Travel and transition periods present unique distraction challenges. Airport lounges, hotel rooms, and unfamiliar workspaces disrupt the environmental habits that support focus at your primary workspace. Digital temptation increases during downtime. Internal distraction often intensifies as the novelty of the environment stimulates mind-wandering. Developing portable focus rituals — a specific playlist, a familiar notebook, a consistent pre-focus routine — creates continuity across environments and maintains distraction management when physical context changes.

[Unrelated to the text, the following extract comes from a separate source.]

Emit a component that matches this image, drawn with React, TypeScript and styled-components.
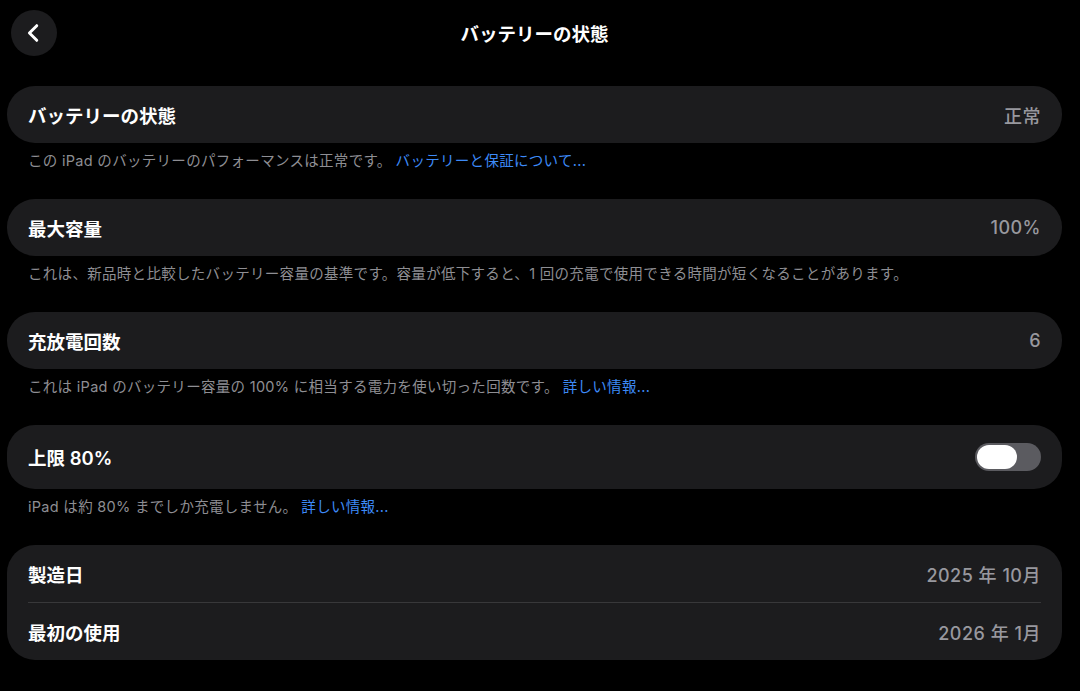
import styled, { createGlobalStyle } from 'styled-components'

const GlobalStyle = createGlobalStyle`
  html, body {
    margin: 0;
    padding: 0;
    background: #000;
  }
  body {
    font-family: Inter, "Noto Sans CJK JP", "Noto Sans", sans-serif;
    -webkit-font-smoothing: antialiased;
  }
`

const Page = styled.div`
  min-height: 100vh;
  background: #000;
  color: #fff;
  padding: 10px 18px 30px 7px;
  box-sizing: border-box;
`

const Header = styled.header`
  display: grid;
  grid-template-columns: 1fr auto 1fr;
  align-items: center;
  height: 46px;
  margin-bottom: 30px;
`

const BackButton = styled.button`
  width: 46px;
  height: 46px;
  margin-left: 4px;
  border-radius: 50%;
  border: none;
  background: #1c1c1e;
  display: flex;
  align-items: center;
  justify-content: center;
  padding: 0;
  cursor: pointer;
`

const Title = styled.h1`
  margin: 0;
  font-size: 18.5px;
  font-weight: 700;
  color: #fff;
`

const Section = styled.section`
  margin-bottom: 28px;
`

const Card = styled.div`
  background: #1c1c1e;
  border-radius: 28px;
  padding: 0 21px;
`

const Row = styled.div<{ $tall?: boolean }>`
  display: flex;
  align-items: center;
  justify-content: space-between;
  height: ${(p) => (p.$tall ? '64px' : '57px')};
  & + & {
    border-top: 1px solid #38383a;
  }
`

const Label = styled.span`
  font-size: 18.5px;
  font-weight: 600;
  color: #fff;
`

const Value = styled.span`
  font-size: 18px;
  font-weight: 500;
  letter-spacing: 0.5px;
  color: #98989e;
`

const Footer = styled.p`
  margin: 8px 0 0 21px;
  font-size: 14.5px;
  line-height: 20px;
  letter-spacing: 0.3px;
  color: #8e8e93;
`

const Link = styled.a`
  color: #3d8af7;
  text-decoration: none;
  margin-left: 4px;
`

const Toggle = styled.div`
  width: 66px;
  height: 28px;
  border-radius: 14px;
  background: #5b5b60;
  padding: 2px;
  box-sizing: border-box;
  display: flex;
  align-items: center;
`

const Knob = styled.div`
  width: 40px;
  height: 24px;
  border-radius: 12px;
  background: #fff;
`

function App() {
  return (
    <>
      <GlobalStyle />
      <Page>
        <Header>
          <BackButton aria-label="戻る">
            <svg width="22" height="22" viewBox="0 0 24 24" fill="none">
              <path d="M15 4 L7 12 L15 20" stroke="#fff" strokeWidth="3.2" strokeLinecap="round" strokeLinejoin="round" />
            </svg>
          </BackButton>
          <Title>バッテリーの状態</Title>
          <div />
        </Header>

        <Section>
          <Card>
            <Row>
              <Label>バッテリーの状態</Label>
              <Value>正常</Value>
            </Row>
          </Card>
          <Footer>
            この iPad のバッテリーのパフォーマンスは正常です。<Link>バッテリーと保証について...</Link>
          </Footer>
        </Section>

        <Section>
          <Card>
            <Row>
              <Label>最大容量</Label>
              <Value>100%</Value>
            </Row>
          </Card>
          <Footer>
            これは、新品時と比較したバッテリー容量の基準です。容量が低下すると、1 回の充電で使用できる時間が短くなることがあります。
          </Footer>
        </Section>

        <Section>
          <Card>
            <Row>
              <Label>充放電回数</Label>
              <Value>6</Value>
            </Row>
          </Card>
          <Footer>
            これは iPad のバッテリー容量の 100% に相当する電力を使い切った回数です。<Link>詳しい情報...</Link>
          </Footer>
        </Section>

        <Section>
          <Card>
            <Row $tall>
              <Label>上限 80%</Label>
              <Toggle>
                <Knob />
              </Toggle>
            </Row>
          </Card>
          <Footer>
            iPad は約 80% までしか充電しません。<Link>詳しい情報...</Link>
          </Footer>
        </Section>

        <Section>
          <Card>
            <Row>
              <Label>製造日</Label>
              <Value>2025 年 10月</Value>
            </Row>
            <Row>
              <Label>最初の使用</Label>
              <Value>2026 年 1月</Value>
            </Row>
          </Card>
        </Section>
      </Page>
    </>
  )
}

export default App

Leadership contexts that blend distraction types require particular awareness. A strategy offsite in an unfamiliar venue combines environmental novelty, continuous digital connectivity, and the internal pressure of high-stakes discussions. Identifying in advance which distraction type is most likely to dominate — and preparing the specific countermeasure — prevents the common experience of returning from an intensive planning session having thought deeply about nothing because attention was scattered across all three distraction dimensions simultaneously.
Key Takeaway
Distraction attacks executive focus on three distinct fronts — environmental, digital, and internal — and each requires a fundamentally different defence. Environmental distractions yield to workspace design, digital distractions to architectural technology changes, and internal distractions to cognitive offloading and emotional regulation. Only an integrated approach that addresses all three simultaneously produces the sustained, deep focus that exceptional leadership demands.